The Super Dome to under go facelift

BATON ROUGE, La. (AP) – New Orleans’ iconic Superdome, home to the Saints football team and a symbol of the city’s revival after Hurricane Katrina, will undergo a $450 million facelift, under a financing plan approved Thursday that is aimed at keeping the NFL team in Louisiana for decades.

The 44-year-old domed stadium, which has hosted seven Super Bowls, will see its ramp system removed and replaced with elevators and escalators, club and suite levels expanded, new entry gates erected, concession stands added and access for people with disabilities improved

The Saints are more important to New Orleans than most pro teams are to their cities. It’s not too much of a stretch to say the most important single event in the post-Katrina recovery of New Orleans was when Steve Gleason blocked that punt against Atlanta, which is why the statue of that block outside the stadium is called “Rebirth”. So they’re not going to take a risk that the team ever leaves one of the smallest NFL markets.

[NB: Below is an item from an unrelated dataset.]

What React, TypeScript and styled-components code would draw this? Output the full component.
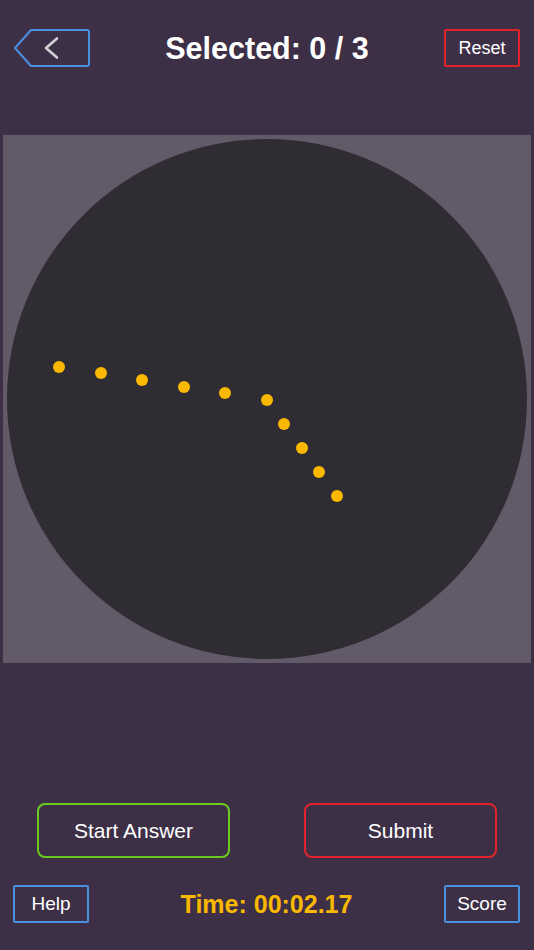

well Jeff that was well said and you can go visit … n-board.2/ and follow the faithful. 450 mil is a bond that will need some outside investors if the oil patch goes bad again as recent trend suggests. I am as mixed as it gets for rooting interests: Saints (forsook the Cowboys in 82 but still love Staubach, Lightning in hockey (actually my current pro fave of all) and Cardinals in baseball then obviously the Hogs even though I have been Vandy employed for 25 years. Cannot stomach NBA regular season or playoffs until finals and then will hope for Steph to be a star again.

Saints fans are the most intense and dedicated of all. Someone mentioned the iconic associations with cities like the Golden Gate in S.F., the arch in StL, Sydney opera house or Big Ben you know the city. That is now true of the Super Dome and New Orleans. Money well invested and not all laid on the taxpayers.

Jerry’s stadium up the road and the new Atlanta stadium have raised the bar significantly above what the Superdome was and is right now. If they don’t fix it, some other city will pony up the tax dollars and take the Saints away from New Orleans and its 40 year old “behind the times” stadium.

I was in the Superdome when we played Ohio St in the Sugar Bowl. Sat on the lower level beneath the cantilevered deck above–probably about row 25-30. The seats were awful. I could see straight in front of me (despite being several rows back, I was not very high above the playing field), but had a terrible view of a thrown or kicked ball when it got very much height. I’m not claustrophobic, but I had a bad sense of being cramped & enclosed.

That Sugar Bowl was 5 years after Katrina & given the damage it took during it, I would have it would have felt more upgraded. I can understand their desire to do a major renovation. I do not know why Atlanta felt it had to replace the Georgia Dome, but I understand this project.

I don’t think this renovation will do anything to fix the issue you had, Chip. Overhangs are a necessary evil in that situation to keep the seats as close to the field as they are. Remember that the Superdome was designed for baseball as well and the Nawlins minor league team played there for a year or two, plus a couple of college tournaments. And like all baseball/football combination stadiums (old Busch and the Astrodome being two others), football suffers because of the additional room baseball needs. This is the baseball configuration.


I understand that the post-Katrina renovations removed the option of the baseball configuration as seen here, though.

We lived in New Orleans in 1983 (actually the West Bank). The Yankee’s played Toronto in the Superdome March 27, 1983 in an exhibition game. I was one of the 15,000 in attendance. Having grown up as a Yankee fan it was a dream come true. Billy Martin managed the Yankee’s at that time. After the game I lost my car in the parking garage. Having just moved from Pine Bluff I had never seen a parking garage so big. The Yankee’s played exhibition games there 4 years in a row in the 80’s.